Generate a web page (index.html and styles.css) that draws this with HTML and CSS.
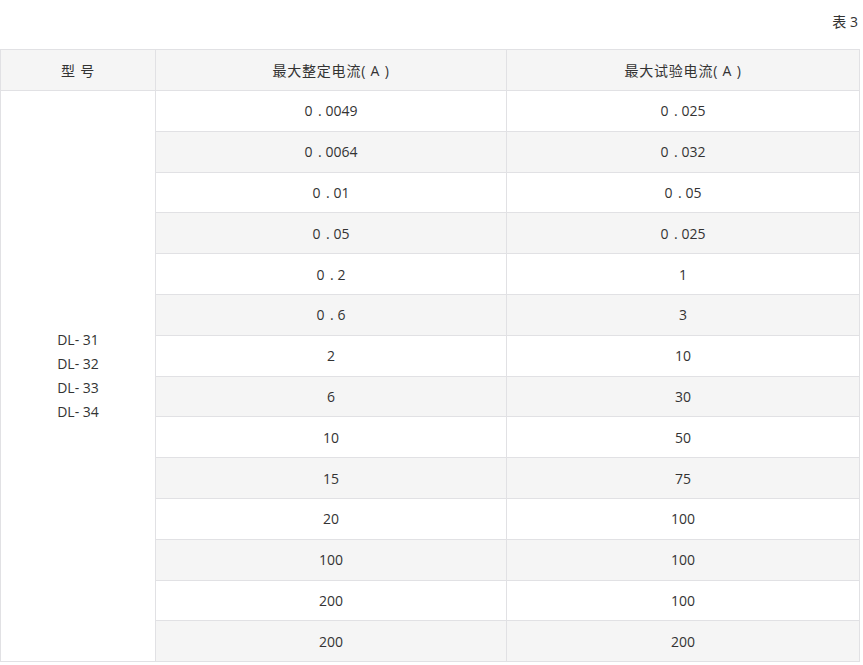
FILE: index.html
```html
<!DOCTYPE html>
<html lang="zh">
<head>
<meta charset="utf-8">
<link rel="stylesheet" href="styles.css">
</head>
<body>
<div class="caption">表 3</div>
<table class="spec">
  <colgroup>
    <col class="c1">
    <col class="c2">
    <col class="c3">
  </colgroup>
  <thead>
    <tr><th>型 号</th><th>最大整定电流( A )</th><th>最大试验电流( A )</th></tr>
  </thead>
  <tbody>
    <tr><td class="model" rowspan="14">DL- 31<br>DL- 32<br>DL- 33<br>DL- 34</td><td>0<span class="pt">.</span>0049</td><td>0<span class="pt">.</span>025</td></tr>
    <tr class="alt"><td>0<span class="pt">.</span>0064</td><td>0<span class="pt">.</span>032</td></tr>
    <tr><td>0<span class="pt">.</span>01</td><td>0<span class="pt">.</span>05</td></tr>
    <tr class="alt"><td>0<span class="pt">.</span>05</td><td>0<span class="pt">.</span>025</td></tr>
    <tr><td>0<span class="pt">.</span>2</td><td>1</td></tr>
    <tr class="alt"><td>0<span class="pt">.</span>6</td><td>3</td></tr>
    <tr><td>2</td><td>10</td></tr>
    <tr class="alt"><td>6</td><td>30</td></tr>
    <tr><td>10</td><td>50</td></tr>
    <tr class="alt"><td>15</td><td>75</td></tr>
    <tr><td>20</td><td>100</td></tr>
    <tr class="alt"><td>100</td><td>100</td></tr>
    <tr><td>200</td><td>100</td></tr>
    <tr class="alt"><td>200</td><td>200</td></tr>
  </tbody>
</table>
</body>
</html>
```
FILE: styles.css
```css
html, body {
  margin: 0;
  padding: 0;
  background: #fff;
}
body {
  font-family: "Open Sans", "Noto Sans CJK SC", sans-serif;
  font-size: 14px;
  color: #333;
}
.caption {
  width: 859px;
  height: 44px;
  line-height: 44px;
  text-align: right;
  margin-bottom: 5px;
  box-sizing: border-box;
  padding-right: 1px;
}
.spec {
  border-collapse: collapse;
  width: 859px;
  table-layout: fixed;
}
.c1 { width: 155px; }
.c2 { width: 351px; }
.c3 { width: 353px; }
.spec th,
.spec td {
  border: 1px solid #e1e1e4;
  text-align: center;
  vertical-align: middle;
  padding: 0;
  height: 39.8px;
  font-weight: normal;
}
.spec thead th {
  background: #f5f5f5;
  height: 40px;
  letter-spacing: 0.8px;
}
.spec tr.alt td {
  background: #f5f5f5;
}
.spec td.model {
  background: #fff;
  line-height: 24px;
}
.pt {
  margin: 0 4px 0 5.5px;
}
```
┄┄┄┄┄┄
> **PROBLEM STATEMENT**
Only lines with the word "styles" should be collected from the material.

> **EXERCISE RESPONSE**
Generate a web page (index.html and styles.css) that draws this with HTML and CSS.
<link rel="stylesheet" href="styles.css">
FILE: styles.css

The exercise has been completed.